→ Data block
###

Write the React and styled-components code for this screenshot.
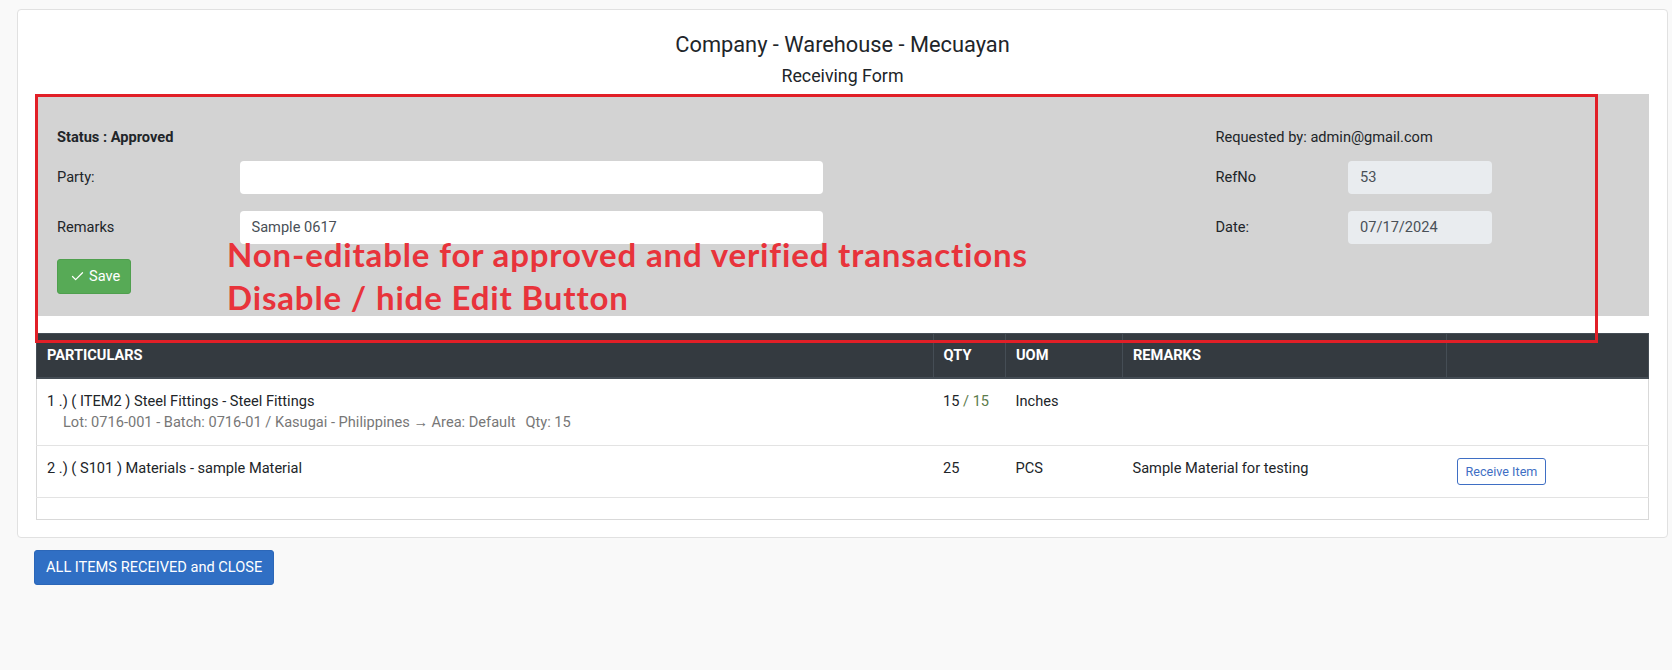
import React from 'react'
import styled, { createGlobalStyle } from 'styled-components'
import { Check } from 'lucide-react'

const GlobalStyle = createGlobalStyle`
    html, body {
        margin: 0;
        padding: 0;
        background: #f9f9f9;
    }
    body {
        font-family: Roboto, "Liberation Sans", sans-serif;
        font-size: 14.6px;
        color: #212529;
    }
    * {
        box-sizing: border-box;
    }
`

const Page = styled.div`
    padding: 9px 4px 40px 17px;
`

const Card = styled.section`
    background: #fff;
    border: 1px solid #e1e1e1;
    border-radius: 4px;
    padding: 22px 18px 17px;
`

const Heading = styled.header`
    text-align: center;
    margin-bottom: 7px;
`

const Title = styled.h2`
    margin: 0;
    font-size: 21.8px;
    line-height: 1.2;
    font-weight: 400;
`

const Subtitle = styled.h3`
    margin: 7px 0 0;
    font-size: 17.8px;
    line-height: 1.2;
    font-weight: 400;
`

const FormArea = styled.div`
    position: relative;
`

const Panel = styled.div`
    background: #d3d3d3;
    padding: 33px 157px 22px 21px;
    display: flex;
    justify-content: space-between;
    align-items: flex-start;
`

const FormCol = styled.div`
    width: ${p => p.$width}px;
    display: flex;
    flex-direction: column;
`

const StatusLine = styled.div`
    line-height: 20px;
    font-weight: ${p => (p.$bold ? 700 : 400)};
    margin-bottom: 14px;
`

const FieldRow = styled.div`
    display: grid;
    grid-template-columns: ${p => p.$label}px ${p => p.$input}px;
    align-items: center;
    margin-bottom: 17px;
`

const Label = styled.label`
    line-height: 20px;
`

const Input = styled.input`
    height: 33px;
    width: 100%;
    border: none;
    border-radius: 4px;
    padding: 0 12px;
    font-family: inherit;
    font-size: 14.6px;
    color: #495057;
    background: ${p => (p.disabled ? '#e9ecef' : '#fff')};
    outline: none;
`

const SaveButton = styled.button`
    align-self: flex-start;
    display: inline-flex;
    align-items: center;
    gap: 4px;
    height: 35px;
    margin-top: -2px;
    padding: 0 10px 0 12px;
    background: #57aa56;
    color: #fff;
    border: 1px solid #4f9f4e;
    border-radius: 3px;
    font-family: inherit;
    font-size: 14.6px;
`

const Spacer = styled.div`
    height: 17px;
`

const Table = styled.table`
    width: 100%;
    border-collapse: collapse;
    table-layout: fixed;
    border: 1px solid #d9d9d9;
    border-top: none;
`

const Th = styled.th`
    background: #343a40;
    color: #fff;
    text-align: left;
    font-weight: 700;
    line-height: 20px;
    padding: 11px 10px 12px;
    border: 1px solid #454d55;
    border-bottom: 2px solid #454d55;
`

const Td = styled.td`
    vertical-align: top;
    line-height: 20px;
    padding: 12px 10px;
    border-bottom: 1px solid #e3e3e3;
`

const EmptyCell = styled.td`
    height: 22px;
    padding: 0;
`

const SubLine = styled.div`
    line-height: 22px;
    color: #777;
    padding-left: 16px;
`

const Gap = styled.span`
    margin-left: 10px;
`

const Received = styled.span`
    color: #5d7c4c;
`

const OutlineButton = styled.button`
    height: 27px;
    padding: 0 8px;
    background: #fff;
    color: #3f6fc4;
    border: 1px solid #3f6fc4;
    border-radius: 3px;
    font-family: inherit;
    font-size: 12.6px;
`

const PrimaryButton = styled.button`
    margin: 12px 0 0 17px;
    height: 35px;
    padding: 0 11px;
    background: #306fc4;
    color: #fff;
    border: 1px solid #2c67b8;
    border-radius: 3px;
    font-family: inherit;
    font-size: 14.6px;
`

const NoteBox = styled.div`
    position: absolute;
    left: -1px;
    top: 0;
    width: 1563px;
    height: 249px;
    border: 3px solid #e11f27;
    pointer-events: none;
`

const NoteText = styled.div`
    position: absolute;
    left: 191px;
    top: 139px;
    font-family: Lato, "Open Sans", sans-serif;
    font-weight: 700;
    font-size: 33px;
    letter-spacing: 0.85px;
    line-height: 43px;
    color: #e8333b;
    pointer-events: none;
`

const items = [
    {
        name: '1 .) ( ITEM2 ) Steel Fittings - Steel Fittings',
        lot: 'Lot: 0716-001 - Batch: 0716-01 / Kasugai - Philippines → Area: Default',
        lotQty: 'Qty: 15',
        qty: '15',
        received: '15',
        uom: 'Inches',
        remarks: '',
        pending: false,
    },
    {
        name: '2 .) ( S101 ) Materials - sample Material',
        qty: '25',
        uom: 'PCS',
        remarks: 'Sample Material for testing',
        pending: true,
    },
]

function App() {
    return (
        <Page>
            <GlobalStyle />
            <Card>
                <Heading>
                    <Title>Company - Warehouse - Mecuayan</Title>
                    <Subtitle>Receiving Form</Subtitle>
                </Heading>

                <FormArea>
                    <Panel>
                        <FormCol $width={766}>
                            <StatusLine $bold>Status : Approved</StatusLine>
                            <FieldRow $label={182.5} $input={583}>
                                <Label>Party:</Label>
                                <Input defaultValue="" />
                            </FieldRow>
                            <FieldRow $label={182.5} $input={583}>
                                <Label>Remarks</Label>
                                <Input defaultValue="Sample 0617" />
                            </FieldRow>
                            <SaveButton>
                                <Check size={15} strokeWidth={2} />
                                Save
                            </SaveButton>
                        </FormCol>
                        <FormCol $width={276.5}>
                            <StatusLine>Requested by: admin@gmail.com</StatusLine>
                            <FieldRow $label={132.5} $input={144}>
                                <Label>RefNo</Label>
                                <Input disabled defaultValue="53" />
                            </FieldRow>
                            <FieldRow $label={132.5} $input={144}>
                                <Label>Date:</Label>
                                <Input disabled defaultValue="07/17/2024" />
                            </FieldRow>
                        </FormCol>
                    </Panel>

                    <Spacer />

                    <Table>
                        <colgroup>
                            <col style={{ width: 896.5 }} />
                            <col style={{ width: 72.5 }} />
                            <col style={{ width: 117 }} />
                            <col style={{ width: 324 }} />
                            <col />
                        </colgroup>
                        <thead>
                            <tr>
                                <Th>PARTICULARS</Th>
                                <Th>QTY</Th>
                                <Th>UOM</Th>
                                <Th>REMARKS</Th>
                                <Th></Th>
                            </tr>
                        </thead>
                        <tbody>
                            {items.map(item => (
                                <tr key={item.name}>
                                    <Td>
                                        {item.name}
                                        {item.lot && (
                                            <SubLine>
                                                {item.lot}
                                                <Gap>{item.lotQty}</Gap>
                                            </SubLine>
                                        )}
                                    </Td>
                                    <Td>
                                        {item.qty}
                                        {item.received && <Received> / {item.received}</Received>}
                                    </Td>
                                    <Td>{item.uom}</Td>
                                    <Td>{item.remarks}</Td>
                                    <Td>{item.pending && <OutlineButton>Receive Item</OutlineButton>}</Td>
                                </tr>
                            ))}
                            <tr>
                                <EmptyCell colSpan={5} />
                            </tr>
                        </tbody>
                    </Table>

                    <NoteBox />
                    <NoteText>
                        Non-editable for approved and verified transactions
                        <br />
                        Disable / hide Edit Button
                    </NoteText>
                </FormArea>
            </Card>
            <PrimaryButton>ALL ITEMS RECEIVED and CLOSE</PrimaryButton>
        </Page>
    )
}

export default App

###

→ Request
Make an exact copy of all the material, but keep the pictures out of it.

→ Answer to this exercise
Write the React and styled-components code for this screenshot.
import React from 'react'
import styled, { createGlobalStyle } from 'styled-components'
import { Check } from 'lucide-react'

const GlobalStyle = createGlobalStyle`
    html, body {
        margin: 0;
        padding: 0;
        background: #f9f9f9;
    }
    body {
        font-family: Roboto, "Liberation Sans", sans-serif;
        font-size: 14.6px;
        color: #212529;
    }
    * {
        box-sizing: border-box;
    }
`

const Page = styled.div`
    padding: 9px 4px 40px 17px;
`

const Card = styled.section`
    background: #fff;
    border: 1px solid #e1e1e1;
    border-radius: 4px;
    padding: 22px 18px 17px;
`

const Heading = styled.header`
    text-align: center;
    margin-bottom: 7px;
`

const Title = styled.h2`
    margin: 0;
    font-size: 21.8px;
    line-height: 1.2;
    font-weight: 400;
`

const Subtitle = styled.h3`
    margin: 7px 0 0;
    font-size: 17.8px;
    line-height: 1.2;
    font-weight: 400;
`

const FormArea = styled.div`
    position: relative;
`

const Panel = styled.div`
    background: #d3d3d3;
    padding: 33px 157px 22px 21px;
    display: flex;
    justify-content: space-between;
    align-items: flex-start;
`

const FormCol = styled.div`
    width: ${p => p.$width}px;
    display: flex;
    flex-direction: column;
`

const StatusLine = styled.div`
    line-height: 20px;
    font-weight: ${p => (p.$bold ? 700 : 400)};
    margin-bottom: 14px;
`

const FieldRow = styled.div`
    display: grid;
    grid-template-columns: ${p => p.$label}px ${p => p.$input}px;
    align-items: center;
    margin-bottom: 17px;
`

const Label = styled.label`
    line-height: 20px;
`

const Input = styled.input`
    height: 33px;
    width: 100%;
    border: none;
    border-radius: 4px;
    padding: 0 12px;
    font-family: inherit;
    font-size: 14.6px;
    color: #495057;
    background: ${p => (p.disabled ? '#e9ecef' : '#fff')};
    outline: none;
`

const SaveButton = styled.button`
    align-self: flex-start;
    display: inline-flex;
    align-items: center;
    gap: 4px;
    height: 35px;
    margin-top: -2px;
    padding: 0 10px 0 12px;
    background: #57aa56;
    color: #fff;
    border: 1px solid #4f9f4e;
    border-radius: 3px;
    font-family: inherit;
    font-size: 14.6px;
`

const Spacer = styled.div`
    height: 17px;
`

const Table = styled.table`
    width: 100%;
    border-collapse: collapse;
    table-layout: fixed;
    border: 1px solid #d9d9d9;
    border-top: none;
`

const Th = styled.th`
    background: #343a40;
    color: #fff;
    text-align: left;
    font-weight: 700;
    line-height: 20px;
    padding: 11px 10px 12px;
    border: 1px solid #454d55;
    border-bottom: 2px solid #454d55;
`

const Td = styled.td`
    vertical-align: top;
    line-height: 20px;
    padding: 12px 10px;
    border-bottom: 1px solid #e3e3e3;
`

const EmptyCell = styled.td`
    height: 22px;
    padding: 0;
`

const SubLine = styled.div`
    line-height: 22px;
    color: #777;
    padding-left: 16px;
`

const Gap = styled.span`
    margin-left: 10px;
`

const Received = styled.span`
    color: #5d7c4c;
`

const OutlineButton = styled.button`
    height: 27px;
    padding: 0 8px;
    background: #fff;
    color: #3f6fc4;
    border: 1px solid #3f6fc4;
    border-radius: 3px;
    font-family: inherit;
    font-size: 12.6px;
`

const PrimaryButton = styled.button`
    margin: 12px 0 0 17px;
    height: 35px;
    padding: 0 11px;
    background: #306fc4;
    color: #fff;
    border: 1px solid #2c67b8;
    border-radius: 3px;
    font-family: inherit;
    font-size: 14.6px;
`

const NoteBox = styled.div`
    position: absolute;
    left: -1px;
    top: 0;
    width: 1563px;
    height: 249px;
    border: 3px solid #e11f27;
    pointer-events: none;
`

const NoteText = styled.div`
    position: absolute;
    left: 191px;
    top: 139px;
    font-family: Lato, "Open Sans", sans-serif;
    font-weight: 700;
    font-size: 33px;
    letter-spacing: 0.85px;
    line-height: 43px;
    color: #e8333b;
    pointer-events: none;
`

const items = [
    {
        name: '1 .) ( ITEM2 ) Steel Fittings - Steel Fittings',
        lot: 'Lot: 0716-001 - Batch: 0716-01 / Kasugai - Philippines → Area: Default',
        lotQty: 'Qty: 15',
        qty: '15',
        received: '15',
        uom: 'Inches',
        remarks: '',
        pending: false,
    },
    {
        name: '2 .) ( S101 ) Materials - sample Material',
        qty: '25',
        uom: 'PCS',
        remarks: 'Sample Material for testing',
        pending: true,
    },
]

function App() {
    return (
        <Page>
            <GlobalStyle />
            <Card>
                <Heading>
                    <Title>Company - Warehouse - Mecuayan</Title>
                    <Subtitle>Receiving Form</Subtitle>
                </Heading>

                <FormArea>
                    <Panel>
                        <FormCol $width={766}>
                            <StatusLine $bold>Status : Approved</StatusLine>
                            <FieldRow $label={182.5} $input={583}>
                                <Label>Party:</Label>
                                <Input defaultValue="" />
                            </FieldRow>
                            <FieldRow $label={182.5} $input={583}>
                                <Label>Remarks</Label>
                                <Input defaultValue="Sample 0617" />
                            </FieldRow>
                            <SaveButton>
                                <Check size={15} strokeWidth={2} />
                                Save
                            </SaveButton>
                        </FormCol>
                        <FormCol $width={276.5}>
                            <StatusLine>Requested by: admin@gmail.com</StatusLine>
                            <FieldRow $label={132.5} $input={144}>
                                <Label>RefNo</Label>
                                <Input disabled defaultValue="53" />
                            </FieldRow>
                            <FieldRow $label={132.5} $input={144}>
                                <Label>Date:</Label>
                                <Input disabled defaultValue="07/17/2024" />
                            </FieldRow>
                        </FormCol>
                    </Panel>

                    <Spacer />

                    <Table>
                        <colgroup>
                            <col style={{ width: 896.5 }} />
                            <col style={{ width: 72.5 }} />
                            <col style={{ width: 117 }} />
                            <col style={{ width: 324 }} />
                            <col />
                        </colgroup>
                        <thead>
                            <tr>
                                <Th>PARTICULARS</Th>
                                <Th>QTY</Th>
                                <Th>UOM</Th>
                                <Th>REMARKS</Th>
                                <Th></Th>
                            </tr>
                        </thead>
                        <tbody>
                            {items.map(item => (
                                <tr key={item.name}>
                                    <Td>
                                        {item.name}
                                        {item.lot && (
                                            <SubLine>
                                                {item.lot}
                                                <Gap>{item.lotQty}</Gap>
                                            </SubLine>
                                        )}
                                    </Td>
                                    <Td>
                                        {item.qty}
                                        {item.received && <Received> / {item.received}</Received>}
                                    </Td>
                                    <Td>{item.uom}</Td>
                                    <Td>{item.remarks}</Td>
                                    <Td>{item.pending && <OutlineButton>Receive Item</OutlineButton>}</Td>
                                </tr>
                            ))}
                            <tr>
                                <EmptyCell colSpan={5} />
                            </tr>
                        </tbody>
                    </Table>

                    <NoteBox />
                    <NoteText>
                        Non-editable for approved and verified transactions
                        <br />
                        Disable / hide Edit Button
                    </NoteText>
                </FormArea>
            </Card>
            <PrimaryButton>ALL ITEMS RECEIVED and CLOSE</PrimaryButton>
        </Page>
    )
}

export default App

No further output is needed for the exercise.